[Do this]: Write out every line exactly, from the start of the records below to the line with "import React from", and stop there. Don't write out the pictures.

[Entries]:
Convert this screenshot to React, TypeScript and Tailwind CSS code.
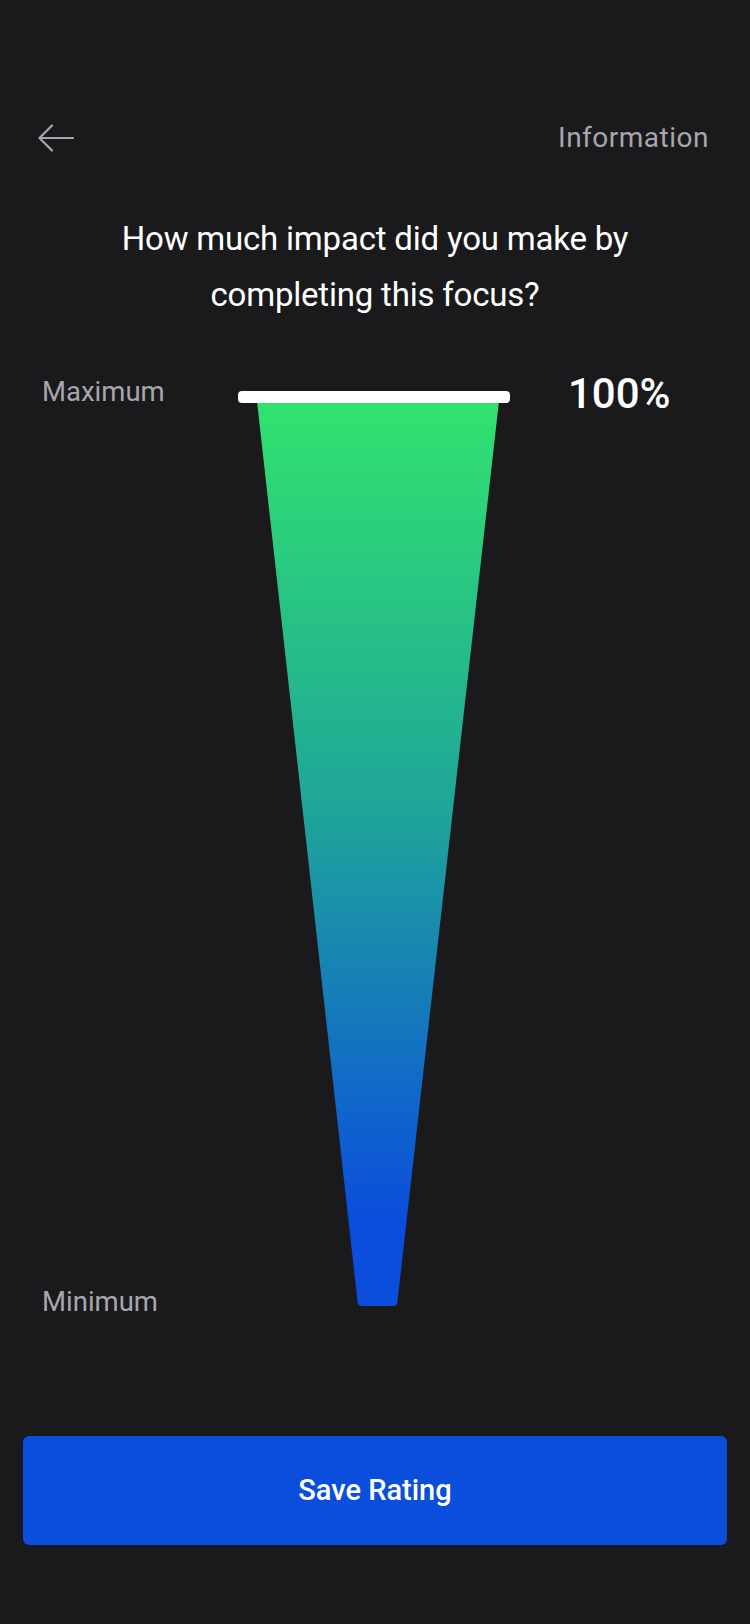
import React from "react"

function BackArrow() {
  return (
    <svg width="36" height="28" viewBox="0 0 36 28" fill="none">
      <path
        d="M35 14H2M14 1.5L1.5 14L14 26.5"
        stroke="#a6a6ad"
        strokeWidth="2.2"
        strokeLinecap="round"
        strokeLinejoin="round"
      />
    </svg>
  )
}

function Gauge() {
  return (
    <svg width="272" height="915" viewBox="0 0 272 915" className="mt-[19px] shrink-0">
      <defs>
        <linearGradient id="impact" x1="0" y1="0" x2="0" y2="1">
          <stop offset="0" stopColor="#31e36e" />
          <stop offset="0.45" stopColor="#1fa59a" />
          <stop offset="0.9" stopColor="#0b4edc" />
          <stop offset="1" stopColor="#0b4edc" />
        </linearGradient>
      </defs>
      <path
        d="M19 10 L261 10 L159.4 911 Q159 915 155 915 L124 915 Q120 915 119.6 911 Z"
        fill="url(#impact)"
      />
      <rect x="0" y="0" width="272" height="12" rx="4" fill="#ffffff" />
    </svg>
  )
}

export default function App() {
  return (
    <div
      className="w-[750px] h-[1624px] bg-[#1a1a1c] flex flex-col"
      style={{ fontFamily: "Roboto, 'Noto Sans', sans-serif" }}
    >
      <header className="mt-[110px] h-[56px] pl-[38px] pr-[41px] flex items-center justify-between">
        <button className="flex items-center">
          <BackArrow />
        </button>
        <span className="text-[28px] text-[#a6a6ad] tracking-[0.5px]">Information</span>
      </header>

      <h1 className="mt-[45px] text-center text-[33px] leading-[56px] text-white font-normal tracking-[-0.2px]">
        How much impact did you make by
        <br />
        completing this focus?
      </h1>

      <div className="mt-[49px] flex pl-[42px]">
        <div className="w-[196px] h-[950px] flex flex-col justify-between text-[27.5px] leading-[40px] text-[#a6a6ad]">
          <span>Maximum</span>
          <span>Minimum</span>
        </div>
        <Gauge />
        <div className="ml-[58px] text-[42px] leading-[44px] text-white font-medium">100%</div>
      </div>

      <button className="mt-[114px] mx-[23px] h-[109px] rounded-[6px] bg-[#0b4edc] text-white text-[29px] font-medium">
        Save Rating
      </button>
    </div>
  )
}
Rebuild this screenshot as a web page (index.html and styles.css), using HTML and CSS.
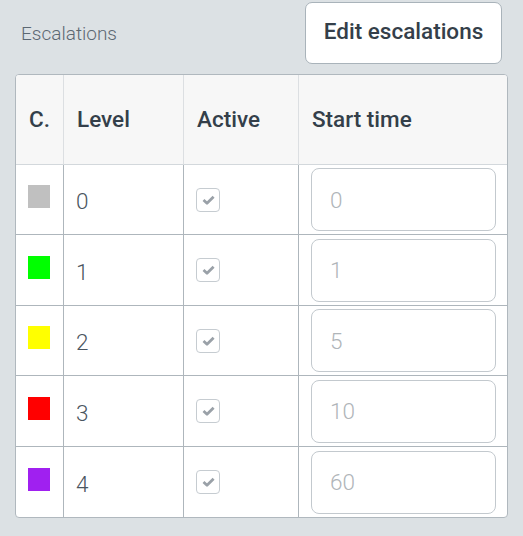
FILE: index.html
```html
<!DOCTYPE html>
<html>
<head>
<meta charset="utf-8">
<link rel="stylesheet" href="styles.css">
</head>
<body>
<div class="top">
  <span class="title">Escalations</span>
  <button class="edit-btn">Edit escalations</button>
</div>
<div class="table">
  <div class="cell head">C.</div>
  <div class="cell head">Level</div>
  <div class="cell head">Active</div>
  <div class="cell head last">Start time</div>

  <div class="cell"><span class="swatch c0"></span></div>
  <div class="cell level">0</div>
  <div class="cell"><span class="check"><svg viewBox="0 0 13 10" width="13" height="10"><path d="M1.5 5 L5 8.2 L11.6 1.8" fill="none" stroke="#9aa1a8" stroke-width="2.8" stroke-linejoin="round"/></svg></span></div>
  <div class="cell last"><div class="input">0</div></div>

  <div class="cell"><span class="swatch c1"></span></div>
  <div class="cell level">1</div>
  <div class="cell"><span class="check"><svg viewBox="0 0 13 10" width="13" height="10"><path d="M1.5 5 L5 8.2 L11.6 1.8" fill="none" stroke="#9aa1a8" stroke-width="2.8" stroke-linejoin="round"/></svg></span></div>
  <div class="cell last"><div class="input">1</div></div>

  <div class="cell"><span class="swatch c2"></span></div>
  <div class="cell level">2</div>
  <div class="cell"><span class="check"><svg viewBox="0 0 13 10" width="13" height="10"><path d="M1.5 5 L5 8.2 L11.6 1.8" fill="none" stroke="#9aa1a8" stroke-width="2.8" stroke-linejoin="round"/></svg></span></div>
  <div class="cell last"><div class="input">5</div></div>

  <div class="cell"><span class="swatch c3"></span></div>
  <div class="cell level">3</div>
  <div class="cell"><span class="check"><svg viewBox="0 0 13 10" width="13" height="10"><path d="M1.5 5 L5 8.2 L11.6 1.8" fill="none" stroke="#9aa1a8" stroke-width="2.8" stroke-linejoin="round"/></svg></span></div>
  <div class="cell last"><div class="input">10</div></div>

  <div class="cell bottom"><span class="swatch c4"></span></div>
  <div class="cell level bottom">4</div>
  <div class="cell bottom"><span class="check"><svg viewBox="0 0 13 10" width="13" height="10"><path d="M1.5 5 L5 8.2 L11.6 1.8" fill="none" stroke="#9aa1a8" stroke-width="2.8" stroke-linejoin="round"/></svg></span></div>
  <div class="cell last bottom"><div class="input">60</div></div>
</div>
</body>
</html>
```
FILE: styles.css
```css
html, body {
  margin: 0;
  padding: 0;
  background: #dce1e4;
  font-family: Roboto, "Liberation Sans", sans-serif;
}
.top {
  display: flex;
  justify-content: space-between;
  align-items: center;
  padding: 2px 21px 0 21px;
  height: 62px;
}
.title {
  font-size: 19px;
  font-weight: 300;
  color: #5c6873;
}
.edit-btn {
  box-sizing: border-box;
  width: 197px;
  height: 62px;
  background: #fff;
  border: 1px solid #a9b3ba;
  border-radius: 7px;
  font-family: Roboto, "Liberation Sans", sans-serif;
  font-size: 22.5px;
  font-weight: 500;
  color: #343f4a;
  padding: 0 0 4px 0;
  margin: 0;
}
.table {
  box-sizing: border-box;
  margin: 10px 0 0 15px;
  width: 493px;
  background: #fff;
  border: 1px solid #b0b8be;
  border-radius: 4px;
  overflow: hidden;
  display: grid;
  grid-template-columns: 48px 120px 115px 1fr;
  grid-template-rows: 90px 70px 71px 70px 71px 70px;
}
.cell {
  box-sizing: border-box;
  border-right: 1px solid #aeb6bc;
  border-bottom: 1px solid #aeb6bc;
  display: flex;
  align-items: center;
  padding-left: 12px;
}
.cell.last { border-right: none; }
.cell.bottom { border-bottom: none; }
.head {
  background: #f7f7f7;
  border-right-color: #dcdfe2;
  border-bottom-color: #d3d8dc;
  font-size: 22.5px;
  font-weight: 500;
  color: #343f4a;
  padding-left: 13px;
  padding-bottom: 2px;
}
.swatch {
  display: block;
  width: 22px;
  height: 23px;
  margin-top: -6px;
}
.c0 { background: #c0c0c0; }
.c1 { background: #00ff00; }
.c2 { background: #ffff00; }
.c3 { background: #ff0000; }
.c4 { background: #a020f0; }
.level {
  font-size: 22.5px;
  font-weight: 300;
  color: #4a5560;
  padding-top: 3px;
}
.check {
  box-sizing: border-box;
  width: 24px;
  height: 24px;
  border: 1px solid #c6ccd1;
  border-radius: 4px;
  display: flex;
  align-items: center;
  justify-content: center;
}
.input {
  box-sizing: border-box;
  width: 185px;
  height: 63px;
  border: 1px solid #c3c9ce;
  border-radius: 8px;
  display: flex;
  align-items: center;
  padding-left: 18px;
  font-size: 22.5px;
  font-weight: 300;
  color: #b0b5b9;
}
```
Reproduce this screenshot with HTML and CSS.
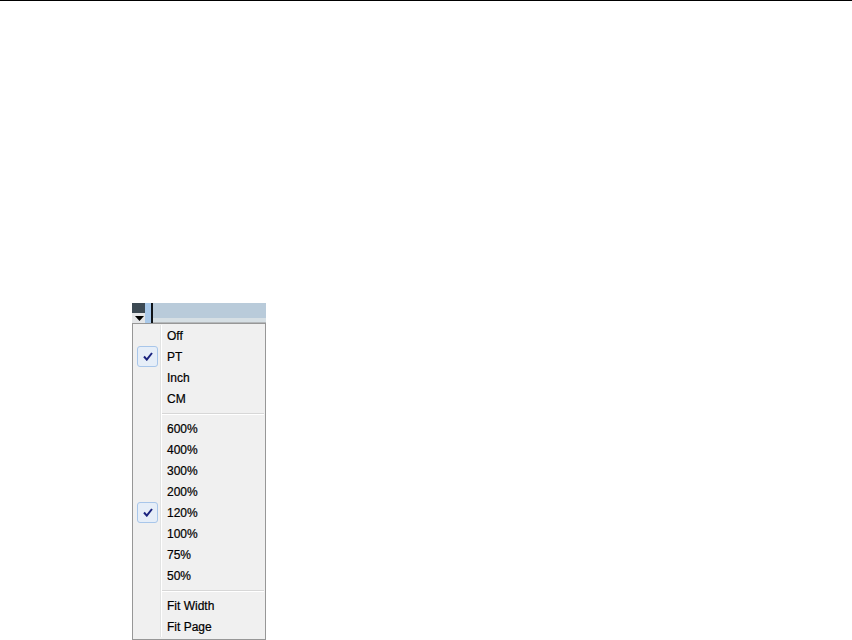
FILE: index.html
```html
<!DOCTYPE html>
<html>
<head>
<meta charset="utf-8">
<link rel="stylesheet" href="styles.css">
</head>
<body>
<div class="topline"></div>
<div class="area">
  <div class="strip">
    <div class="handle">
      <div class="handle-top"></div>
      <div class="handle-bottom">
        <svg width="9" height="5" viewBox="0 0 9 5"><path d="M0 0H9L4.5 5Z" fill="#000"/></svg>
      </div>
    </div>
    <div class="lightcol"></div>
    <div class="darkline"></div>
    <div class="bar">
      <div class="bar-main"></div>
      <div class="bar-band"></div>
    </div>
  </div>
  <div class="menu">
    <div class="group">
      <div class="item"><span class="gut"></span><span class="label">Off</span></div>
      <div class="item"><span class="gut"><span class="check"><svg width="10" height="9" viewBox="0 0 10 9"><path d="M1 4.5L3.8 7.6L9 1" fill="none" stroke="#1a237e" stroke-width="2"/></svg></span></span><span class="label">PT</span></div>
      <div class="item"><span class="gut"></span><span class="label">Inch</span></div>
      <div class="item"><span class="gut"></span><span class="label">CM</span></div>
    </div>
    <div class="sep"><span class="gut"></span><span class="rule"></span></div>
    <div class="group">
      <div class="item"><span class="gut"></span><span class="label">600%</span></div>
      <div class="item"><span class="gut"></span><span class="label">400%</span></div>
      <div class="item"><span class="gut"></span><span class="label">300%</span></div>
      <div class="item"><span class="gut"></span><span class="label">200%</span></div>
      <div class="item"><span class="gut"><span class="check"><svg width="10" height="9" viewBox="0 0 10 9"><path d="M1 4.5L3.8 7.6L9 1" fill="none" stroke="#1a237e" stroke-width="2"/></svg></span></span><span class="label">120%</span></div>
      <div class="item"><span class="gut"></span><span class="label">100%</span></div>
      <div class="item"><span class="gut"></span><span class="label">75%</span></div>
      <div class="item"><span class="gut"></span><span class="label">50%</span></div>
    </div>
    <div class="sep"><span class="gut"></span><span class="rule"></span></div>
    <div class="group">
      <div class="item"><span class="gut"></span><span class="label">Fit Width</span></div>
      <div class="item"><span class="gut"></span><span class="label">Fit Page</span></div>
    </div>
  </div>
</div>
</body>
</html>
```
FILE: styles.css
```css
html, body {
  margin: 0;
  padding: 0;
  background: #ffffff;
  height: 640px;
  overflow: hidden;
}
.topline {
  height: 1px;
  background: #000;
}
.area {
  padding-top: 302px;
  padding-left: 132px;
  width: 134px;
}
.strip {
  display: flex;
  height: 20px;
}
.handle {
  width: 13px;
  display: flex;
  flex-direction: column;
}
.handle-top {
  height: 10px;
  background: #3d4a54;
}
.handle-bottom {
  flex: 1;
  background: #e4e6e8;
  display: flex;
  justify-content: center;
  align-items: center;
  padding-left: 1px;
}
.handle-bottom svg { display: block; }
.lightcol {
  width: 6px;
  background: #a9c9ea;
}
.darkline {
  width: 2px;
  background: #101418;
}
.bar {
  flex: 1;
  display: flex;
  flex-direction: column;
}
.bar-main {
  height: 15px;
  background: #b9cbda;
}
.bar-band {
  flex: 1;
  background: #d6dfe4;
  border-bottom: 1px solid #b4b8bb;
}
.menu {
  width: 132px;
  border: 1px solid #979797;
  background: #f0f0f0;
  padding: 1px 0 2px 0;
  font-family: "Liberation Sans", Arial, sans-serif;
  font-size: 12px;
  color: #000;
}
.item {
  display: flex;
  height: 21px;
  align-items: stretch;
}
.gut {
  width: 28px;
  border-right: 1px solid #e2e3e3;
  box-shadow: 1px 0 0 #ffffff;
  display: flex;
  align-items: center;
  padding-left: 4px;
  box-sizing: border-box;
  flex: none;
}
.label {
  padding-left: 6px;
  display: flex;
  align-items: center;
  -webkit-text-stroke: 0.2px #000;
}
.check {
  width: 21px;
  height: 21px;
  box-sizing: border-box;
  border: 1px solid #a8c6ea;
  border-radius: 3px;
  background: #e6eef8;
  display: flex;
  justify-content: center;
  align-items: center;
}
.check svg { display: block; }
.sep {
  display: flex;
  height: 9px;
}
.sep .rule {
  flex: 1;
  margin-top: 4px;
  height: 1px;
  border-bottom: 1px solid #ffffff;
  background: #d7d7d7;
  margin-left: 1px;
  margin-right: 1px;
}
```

[Task solution]:
Convert this screenshot to React, TypeScript and Tailwind CSS code.
import React from "react"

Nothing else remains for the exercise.